Bullets and Burgers is one of the top-rated tourist attractions in the Las Vegas area. The establishment is located at the Arizona Last Stop camping and restaurant outpost near the Nevada border. It allows customers to shoot a range of weapons, including fully automatic machine guns and.50-caliber sniper rifles. Its website boasts that Bullets and Burgers has the actual firearms from The Terminator and Rambo II.

Although this tragic accident is certainly shocking, it's not the first time a child has died while playing with such a powerful weapon. In 2008, eight-year-old Christopher Bizilj accidentally killed himself while shooting a 9mm Micro Uzi, a submachine gun that fires 20 rounds a second. The boy was with his father at a Massachusetts gun expo. A 15-year-old who was in charge of distributing weapons for guests to shoot later testified that he told the boy's father twice that the child should have a less powerful weapon.

Many are asking how children are being allowed to handle automatic weapons, but it is perfectly legal in many states for children of any age to fire guns at a shooting range as long as an adult or an instructor is present. Sam Scarmardo, the gun range operator at Bullets and Burgers, says his establishment regularly instructs children as young as five on.22 rifles and that children ages eight and up are allowed to shoot firearms with parental supervision.

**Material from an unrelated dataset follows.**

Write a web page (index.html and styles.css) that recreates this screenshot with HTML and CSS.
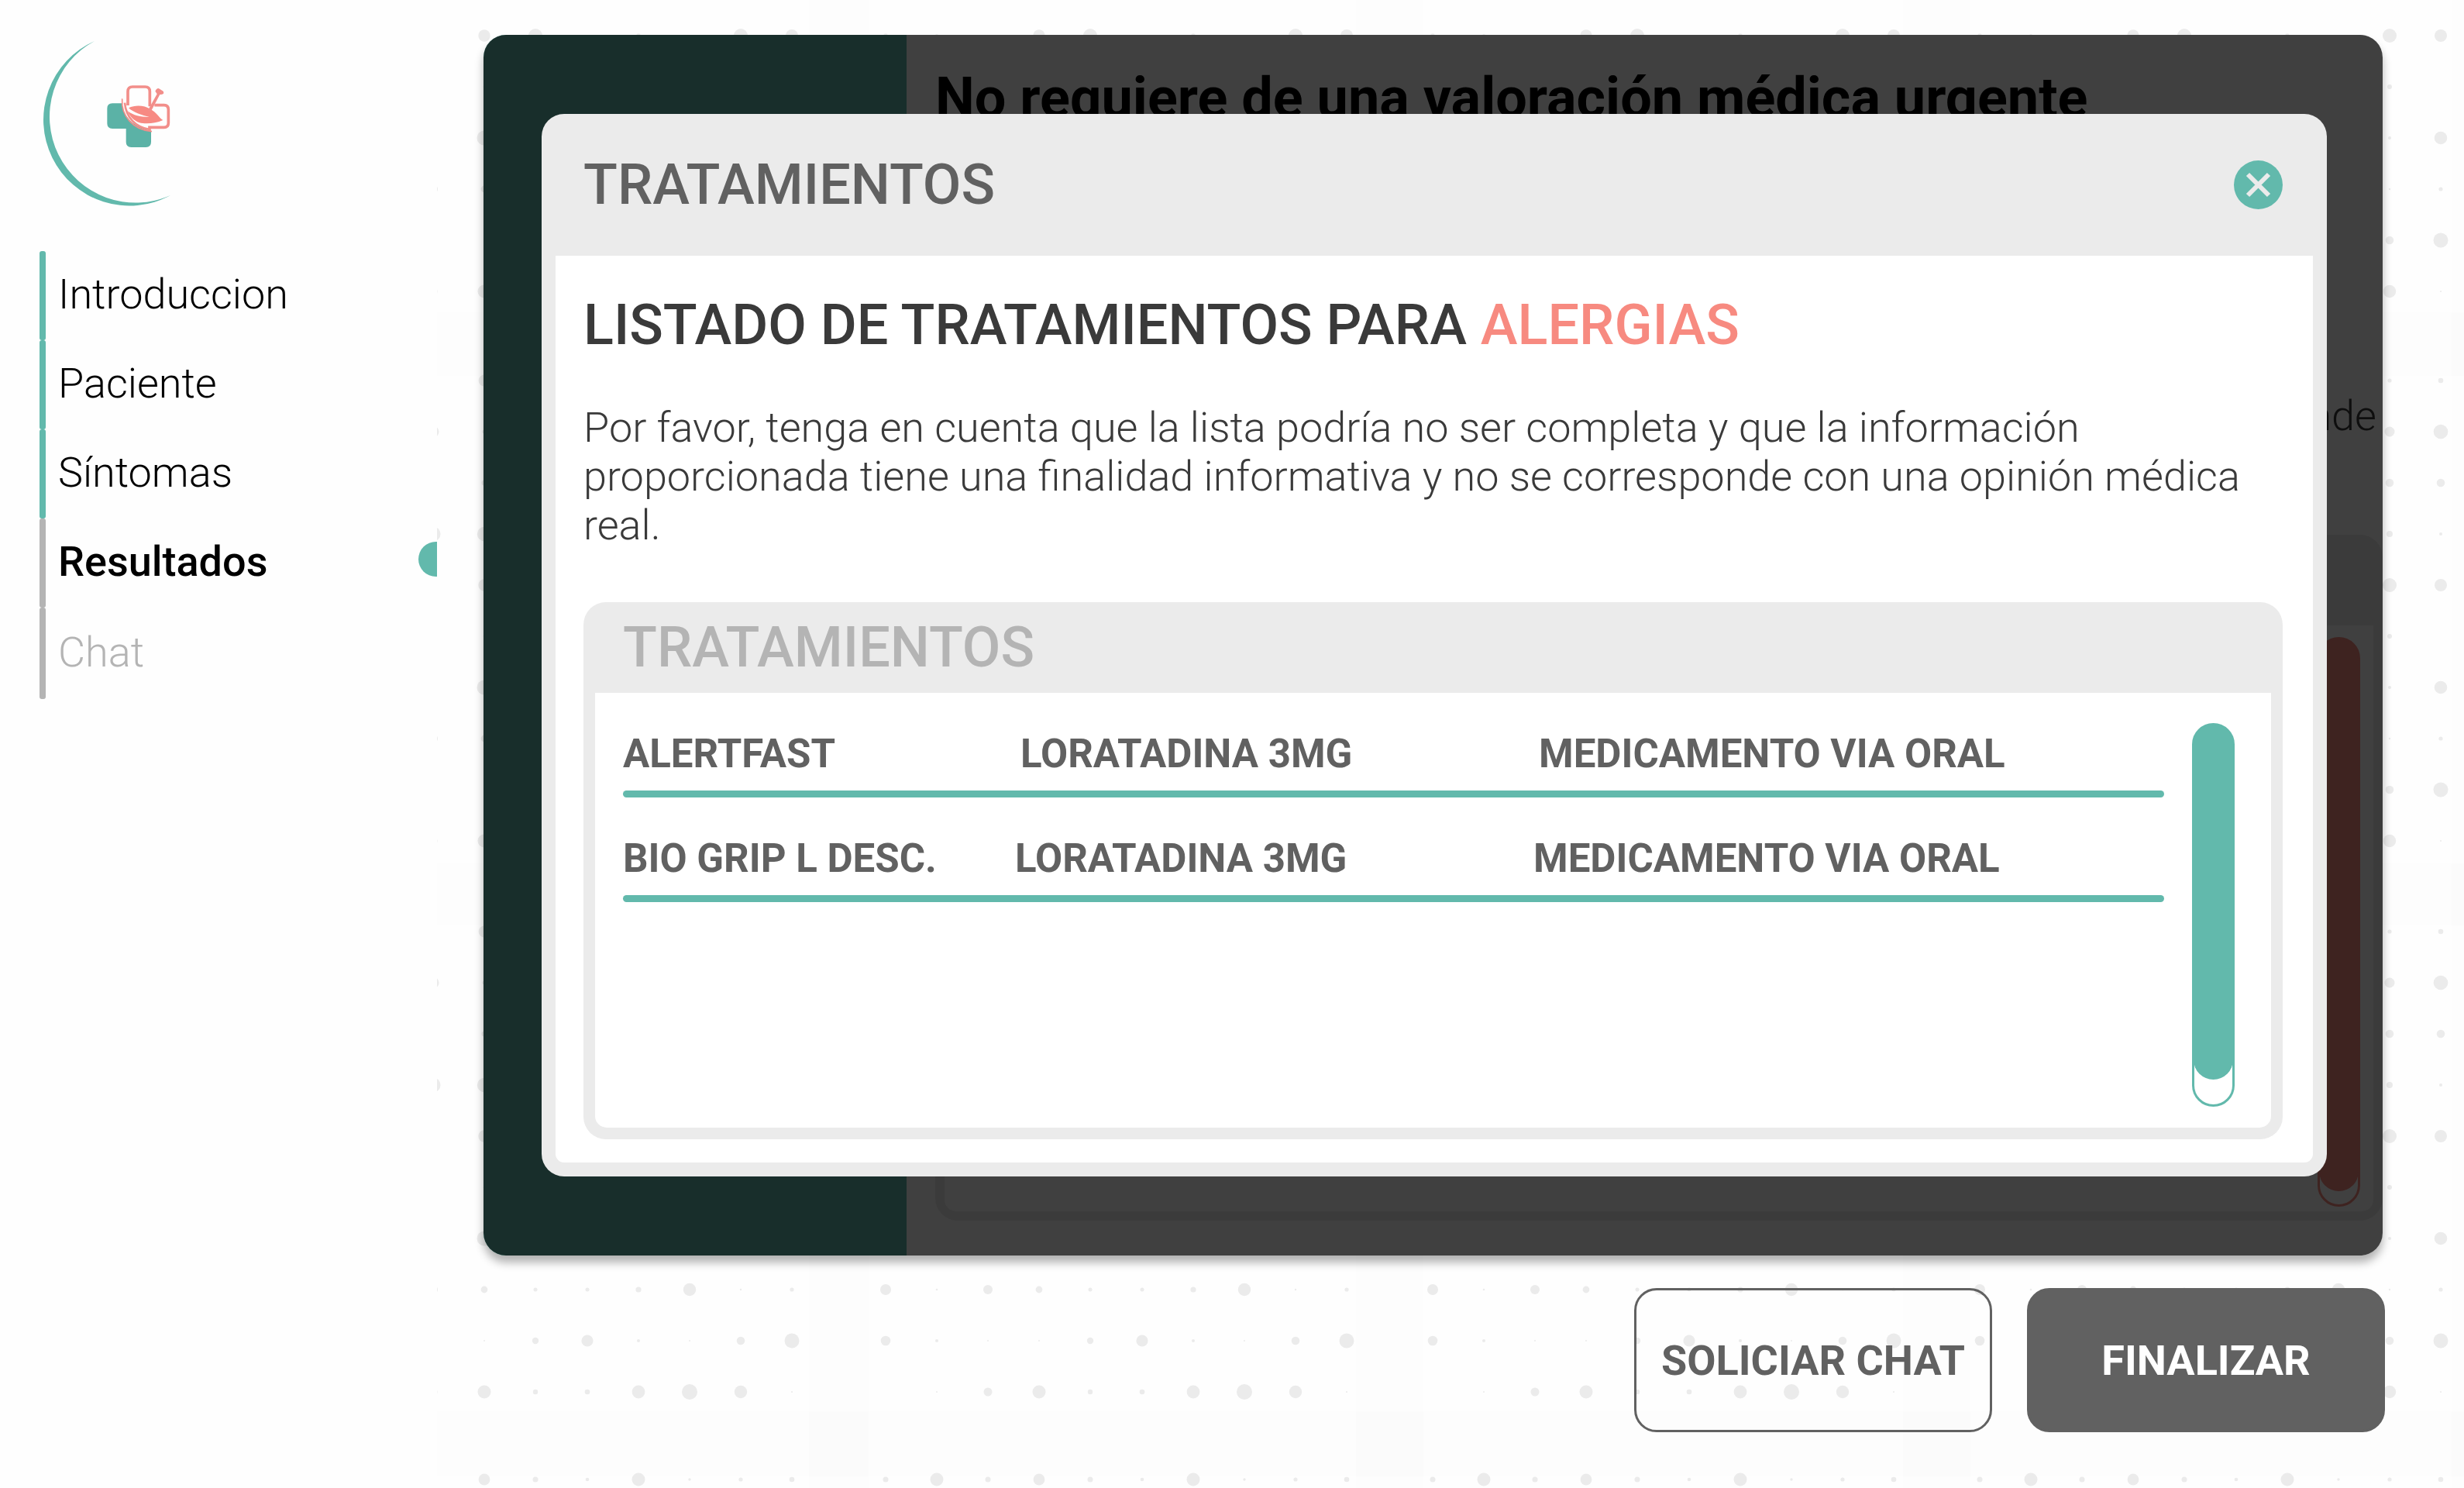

In fact, many parts of the United States have surprisingly lax laws regarding children and guns. The Washington Post reports that there are 30 states in which a child is legally allowed to own a rifle or shotgun. Federal law prohibits the ownership of handguns by people under age 18, but makes exceptions if the purchase is related to farming, hunting, target practice, or employment.

At this time, no charges are being filed in the Bullets and Burgers incident and the girl's name is not being released to protect her privacy.